La socialisation en ligne profite donc avant tout à ceux qui avaient déjà une forte sociabilité hors ligne et souvent à ceux qui souffraient de leur vie sociale réelle. Cependant, concède la chercheuse, il y a bien des gens qui se sentaient à l’aise dans les conversations en face à face et qui se sentent un peu perdu avec les conversations via les dispositifs technologiques. Ce sont des gens qui n’utilisent pas ou n’arrivent pas à utiliser ces outils par manque de compétence ou de disposition à se socialiser par ces moyens. “De la même manière que les gens sont capables de trouver d’autres gens d’après les intérêts communs qu’ils partagent – plutôt que d’interagir avec eux d’une manière traditionnelle, en partageant une même proximité géographique – les gens qui dépendent de la proximité géographique ou familiale pour leur connectivité sociale, se trouvent désavantagés s’ils ne sont pas capables de développer leurs propres réseaux.” Dit autrement, nous ne sommes pas tous solubles dans les mêmes formes de sociabilité : certaines nous conviennent mieux que d’autres. Pour Zeynep Tufekci, certains d’entre nous ont plus de difficulté à la communication médiatisée que d’autres, tout comme au début du téléphone beaucoup de gens ne voulaient pas parler dedans, ne sachant pas comment se comporter avec.

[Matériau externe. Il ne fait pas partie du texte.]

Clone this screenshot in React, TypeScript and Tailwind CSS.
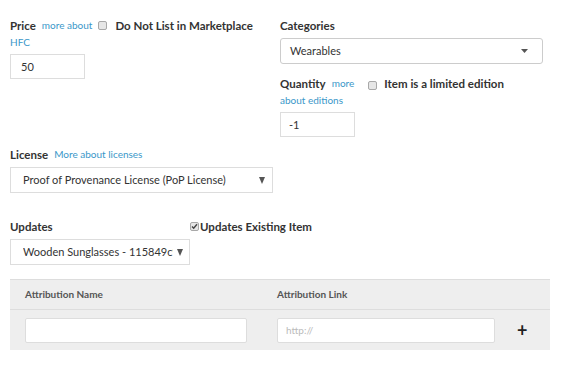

C’est ce que Zeynep Tufekci a surnommé la “cyberasocialité” (.pdf). La cyberasocialité est l’incapacité ou la réticence de certaines personnes à se rapporter à d’autres via les médias sociaux comme ils le font quand ils sont physiquement présents. Pour elle, de la même manière que tout le monde n’arrive pas à convertir un texte ou un visuel en langage dans leur cerveau, certains ont du mal à assimiler l’interaction médiatisée en sociabilité. Alors que la sociabilité en face à face est profondément intégrée en nous, ce n’est pas encore le cas de l’interaction médiatisée, qu’il nous faut apprendre comme on a appris la lecture ou l’écriture.
Il y a peut-être une perte qualitative dans le passage des conversations en face à face aux conversations médiatisées, concède Zeynep Tufekci. Mais c’est loin d’être vrai pour tout le monde. Et c’est là surtout un argument éminemment subjectif. L’évitement de la conversation, même en face à face, est loin de se résumer à la technologie, même si une télé allumée ou un journal ouvert est un bon moyen pour éviter l’échange.
Internet ne nous rend pas plus seul que Google ne nous rendait idiot, comme l’affirmait Nicholas Carr dans un article éponyme ou dans son livre (Internet rend-il bête ?) auquel nous avions répondu également. Ca n’empêchera pas ce marronnier de continuer à éclore régulièrement. Il est toujours plus facile d’accuser la nouveauté que de comprendre l’évolution en cours.